For thousands of years the River Thames has played an important role in the development of England and to this day continues to delight and inspire millions of people. The politician John Elliot Burns (1858-1943) once described the Thames as “Liquid History,” a fitting tribute to a river whose tale stretches back so far.
One of the earliest written accounts regarding the Thames can be found in the military records of Julius Caesar who first invaded Britain in 55 BC and again in 54 BC. The Emperor Claudius would himself launch an invasion of the island in 43 BC and from hereafter Britain came under Roman rule. It is believed that it was around these periods of invasion that the Romans erected the first major manmade bridge across the river near the site of what we now know as London Bridge. Early industry included milling, fishing and farming along the rivers fertile banks, and trade links were quickly established with foreign ports.
Throughout the centuries Britain would continue to be invaded. Both the Anglo-Saxons (5th century AD) and the Vikings (9th century AD) settled here and built fortifications along the Thames to protect their land. Following his invasion in 1066 William the Conqueror would make many recordings about the Thames in his infamous Domesday Book, and had the Tower of London built on the rivers north bank. King Williams’s laws financially crippled many people, and a notable result of the signing of the Magna Carta in 1215 was the boom in trade along the river and growth of market towns.

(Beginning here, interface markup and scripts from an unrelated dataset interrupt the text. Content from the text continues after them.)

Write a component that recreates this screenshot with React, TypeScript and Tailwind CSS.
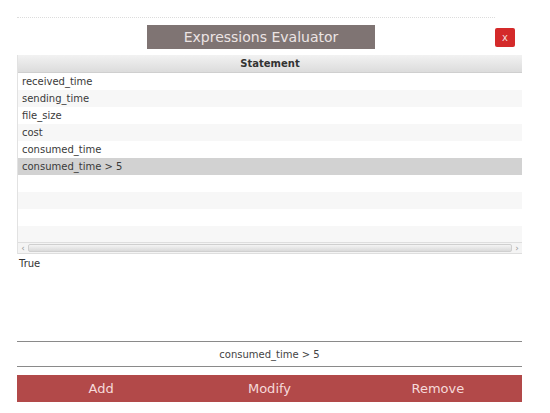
import React from 'react'

const rows = [
  'received_time',
  'sending_time',
  'file_size',
  'cost',
  'consumed_time',
  'consumed_time > 5',
  '',
  '',
  '',
  '',
]

const font = { fontFamily: '"DejaVu Sans", "Liberation Sans", sans-serif' }

export default function App() {
  return (
    <div className="w-[550px] h-[413px] bg-white relative overflow-hidden" style={font}>
      {/* dotted top edge */}
      <div className="mx-[17px] mt-[17px] h-px border-t border-dotted border-[#dcdcdc] w-[478px]" />

      {/* title row */}
      <div className="relative h-[30px] mt-[7px]">
        <div className="absolute left-[147px] top-0 w-[228px] h-[24px] bg-[#7f7473] flex items-center justify-center text-[14px] text-[#ece4e4]">
          Expressions Evaluator
        </div>
        <button className="absolute left-[495px] top-[3px] w-[20px] h-[19px] bg-[#d42a2a] rounded-[2px] text-[#f3dada] text-[10px] flex items-center justify-center">
          x
        </button>
      </div>

      {/* table */}
      <div className="mx-[17px] w-[505px] border-l border-[#e2e2e2]">
        <div className="h-[18px] flex items-center justify-center text-[10px] font-bold text-[#333] bg-gradient-to-b from-[#f2f2f2] to-[#dcdcdc] border-b border-[#cfcfcf]">
          Statement
        </div>
        {rows.map((r, i) => (
          <div
            key={i}
            className={
              'h-[17px] flex items-center pl-[4px] text-[10px] text-[#3a3a3a] ' +
              (i === 5 ? 'bg-[#d2d2d2]' : i % 2 === 1 ? 'bg-[#f7f7f7]' : 'bg-white')
            }
          >
            {r}
          </div>
        ))}
        {/* horizontal scrollbar */}
        <div className="h-[12px] flex items-center bg-[#f4f4f4] border-y border-[#dedede] -mt-[1px]">
          <span className="w-[10px] text-[9px] leading-none text-[#999] text-center">‹</span>
          <div className="flex-1 h-[8px] rounded-[2px] bg-gradient-to-b from-[#f4f4f4] to-[#dadada] border border-[#cfcfcf]" />
          <span className="w-[10px] text-[9px] leading-none text-[#999] text-center">›</span>
        </div>
      </div>

      <div className="ml-[19px] mt-[2px] text-[10px] text-[#333]">True</div>

      {/* expression field */}
      <div className="mx-[17px] w-[505px] mt-[70px] border-t border-b border-[#8a8a8a] h-[26px] flex items-center justify-center text-[10px] text-[#444]">
        consumed_time &gt; 5
      </div>

      {/* action buttons */}
      <div className="mx-[17px] w-[505px] mt-[8px] h-[27px] bg-[#b24949] grid grid-cols-3 text-[13px] text-[#f6dada]">
        <button className="flex items-center justify-center">Add</button>
        <button className="flex items-center justify-center">Modify</button>
        <button className="flex items-center justify-center">Remove</button>
      </div>
    </div>
  )
}
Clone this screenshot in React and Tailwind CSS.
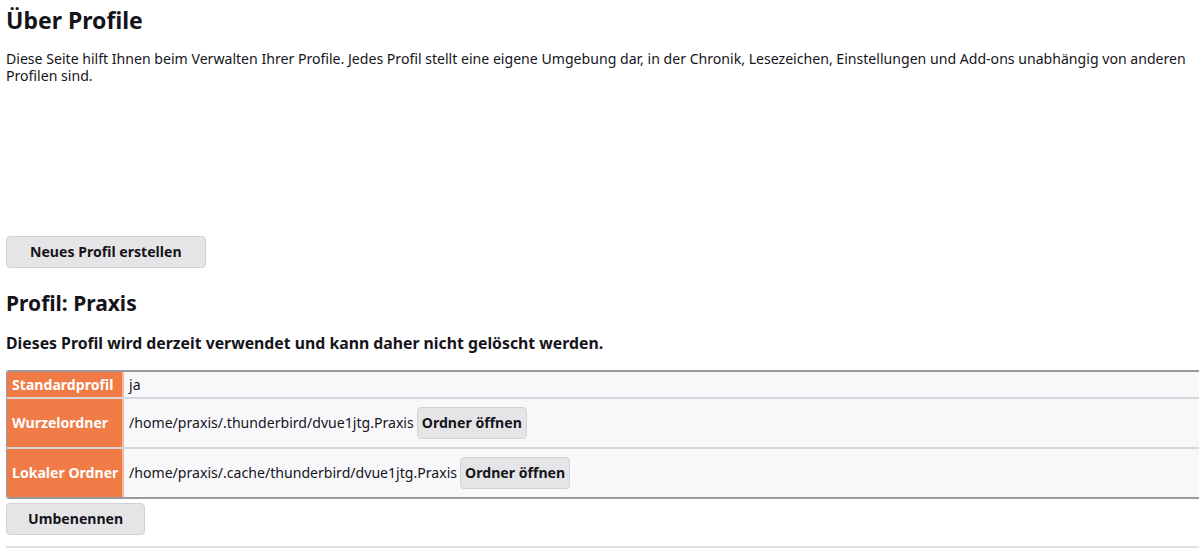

The Tudors and Stuarts built a number of magnificent palaces along the Thames such as those at Richmond and Greenwich. Continued conflict with Spain also prompted the Tudor`s into building Tilbury Fort in Essex to protect London from sea attacks. By the 18th century London had the busiest port in the world which was reflected in the level of activity up and down the Thames. London docks were built to accommodate the trade coming in and going out of the city.

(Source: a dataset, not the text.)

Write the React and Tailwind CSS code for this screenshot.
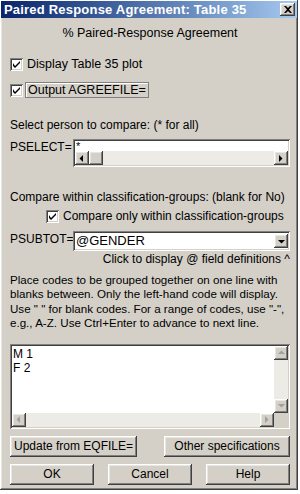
import React from "react";

const raised =
  "shadow-[inset_-1px_-1px_#404040,inset_1px_1px_#ffffff,inset_-2px_-2px_#808080,inset_2px_2px_#e8e6e0]";
const sunken =
  "shadow-[inset_1px_1px_#808080,inset_-1px_-1px_#ffffff,inset_2px_2px_#404040,inset_-2px_-2px_#d4d0c8]";

const Check = ({ className = "" }) => (
  <span className={`flex h-[13px] w-[13px] shrink-0 items-center justify-center bg-white ${sunken} ${className}`}>
    <svg width="7" height="7" viewBox="0 0 7 7">
      <path d="M0 2v3l2 2 5-5V-0L2 5z" fill="#000" />
    </svg>
  </span>
);

const ArrowBtn = ({ dir, disabled }) => {
  const c = disabled ? "#a0a0a0" : "#000";
  const paths = {
    left: "M5 1v7L1.5 4.5z",
    right: "M2 1v7l3.5-3.5z",
    up: "M1 6h7L4.5 2.5z",
    down: "M1 3h7L4.5 6.5z",
  };
  return (
    <div className={`flex h-[14px] w-[14px] shrink-0 items-center justify-center bg-[#d4d0c8] ${raised}`}>
      <svg width="9" height="9" viewBox="0 0 9 9">
        <path d={paths[dir]} fill={c} />
      </svg>
    </div>
  );
};

const Button = ({ children, className = "" }) => (
  <div className={`flex items-center justify-center bg-[#d4d0c8] text-black ${raised} ${className}`}>
    {children}
  </div>
);

export default function App() {
  return (
    <div className="h-[494px] w-[300px] bg-white font-['Liberation_Sans',Arial,sans-serif] text-[12px] leading-[14px] text-black">
      <div className={`flex h-[490px] w-[298px] flex-col bg-[#d4d0c8] ${raised}`}>
        {/* title bar */}
        <div className="mx-[1px] mt-[1px] flex h-[17px] items-center justify-between bg-gradient-to-r from-[#0a246a] to-[#a6caf0] pl-[3px] pr-[2px]">
          <span className="text-[13px] font-bold tracking-[0.2px] text-white">Paired Response Agreement: Table 35</span>
          <div className={`flex h-[13px] w-[15px] items-center justify-center bg-[#d4d0c8] ${raised}`}>
            <svg width="8" height="7" viewBox="0 0 8 7">
              <path d="M0 0h2l2 2 2-2h2L5 3.5 8 7H6L4 5 2 7H0l3-3.5z" fill="#000" />
            </svg>
          </div>
        </div>

        <div className="flex flex-col pl-[10px] pr-[8px]">
          <div className="mt-[8px] text-center text-[12.5px]">% Paired-Response Agreement</div>

          <div className="mt-[16px] flex h-[16px] items-center gap-[4px]">
            <Check />
            <span className="text-[12.5px]">Display Table 35 plot</span>
          </div>
          <div className="mt-[10px] flex h-[16px] items-center gap-[2px]">
            <Check />
            <span className="flex h-[16px] items-center border border-[#808080] px-[2px] text-[12.5px] shadow-[inset_1px_1px_#ffffff]">
              Output AGREEFILE=
            </span>
          </div>

          <div className="mt-[20px]">Select person to compare: (* for all)</div>

          <div className="mt-[7px] flex items-start">
            <span className="w-[63px] pt-[1px]">PSELECT=</span>
            <div className={`flex h-[28px] flex-1 flex-col bg-white p-[2px] ${sunken}`}>
              <div className="h-[10px] pl-[1px] text-[11px] leading-[11px]">*</div>
              <div className="flex h-[14px] bg-[#ecebe6]">
                <ArrowBtn dir="left" />
                <div className={`h-[14px] w-[14px] bg-[#d4d0c8] ${raised}`} />
                <div className="flex-1" />
                <ArrowBtn dir="right" />
              </div>
            </div>
          </div>

          <div className="mt-[23px]">Compare within classification-groups: (blank for No)</div>

          <div className="mt-[5px] ml-[36px] flex h-[14px] items-center gap-[4px]">
            <Check />
            <span>Compare only within classification-groups</span>
          </div>

          <div className="mt-[8px] flex items-start">
            <span className="w-[63px] pt-[1px]">PSUBTOT=</span>
            <div className={`flex h-[20px] flex-1 items-center bg-white p-[2px] ${sunken}`}>
              <span className="flex-1 pl-[1px] text-[13px]">@GENDER</span>
              <ArrowBtn dir="down" />
            </div>
          </div>

          <div className="mt-[1px] text-right">Click to display @ field definitions ^</div>

          <div className="mt-[7px] whitespace-nowrap text-[11.6px] leading-[14.4px]">
            Place codes to be grouped together on one line with
            <br />
            blanks between. Only the left-hand code will display.
            <br />
            Use &quot; &quot; for blank codes. For a range of codes, use &quot;-&quot;,
            <br />
            e.g., A-Z. Use Ctrl+Enter to advance to next line.
          </div>

          <div className={`mt-[13px] flex h-[85px] flex-col bg-white p-[2px] ${sunken}`}>
            <div className="flex flex-1">
              <div className="flex-1 pl-[1px] pt-[1px] text-[12px] leading-[14px]">
                <div>M 1</div>
                <div>F 2</div>
              </div>
              <div className="flex w-[14px] flex-col bg-[#ecebe6]">
                <ArrowBtn dir="up" disabled />
                <div className="flex-1" />
                <ArrowBtn dir="down" disabled />
              </div>
            </div>
            <div className="flex h-[14px]">
              <div className="flex flex-1 bg-[#ecebe6]">
                <ArrowBtn dir="left" disabled />
                <div className="flex-1" />
                <ArrowBtn dir="right" disabled />
              </div>
              <div className="w-[14px] bg-[#d4d0c8]" />
            </div>
          </div>

          <div className="mt-[7px] flex justify-between">
            <Button className="h-[21px] w-[127px]">Update from EQFILE=</Button>
            <Button className="h-[21px] w-[126px]">Other specifications</Button>
          </div>

          <div className="mt-[7px] flex justify-between">
            <Button className="h-[21px] w-[84px]">OK</Button>
            <Button className="h-[21px] w-[84px]">Cancel</Button>
            <Button className="h-[21px] w-[84px]">Help</Button>
          </div>
        </div>
      </div>
    </div>
  );
}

The Thames played a big part in the lives of 19th century Londoners. The Victorian practice of flushing waste straight into the river led to pollution and a cholera epidemic which claimed the lives of thousands. In the summer of 1858 things came to a head when parliament had to be suspended because of the foul smell coming from the river (remembered as the “Great Stink”). A new sewage system engineered by Sir Joseph Bazalgette was the answer to many a Londoners prayers and the cholera epidemic was resolved.
Leisure and entertainment have always been a key attraction of the Thames and from as early as 1608 the first frost fair (a fair which took place on top of the frozen river) was recorded. Rowing, sailing, punting and canoeing are just a few of the sports which take place on the river, and it is of course home to the annual Oxford and Cambridge boat race. A number of history’s most creative minds have also been inspired by the river, such as the writer Charles Dickens who referred to it in a number of his stories.
Today the Thames is no longer alive with cargo ships and many of the docks are now home to restaurants, hotels, flats and offices. The introduction of container ships was a key factor in the decline of the docks as was the progress in road transport.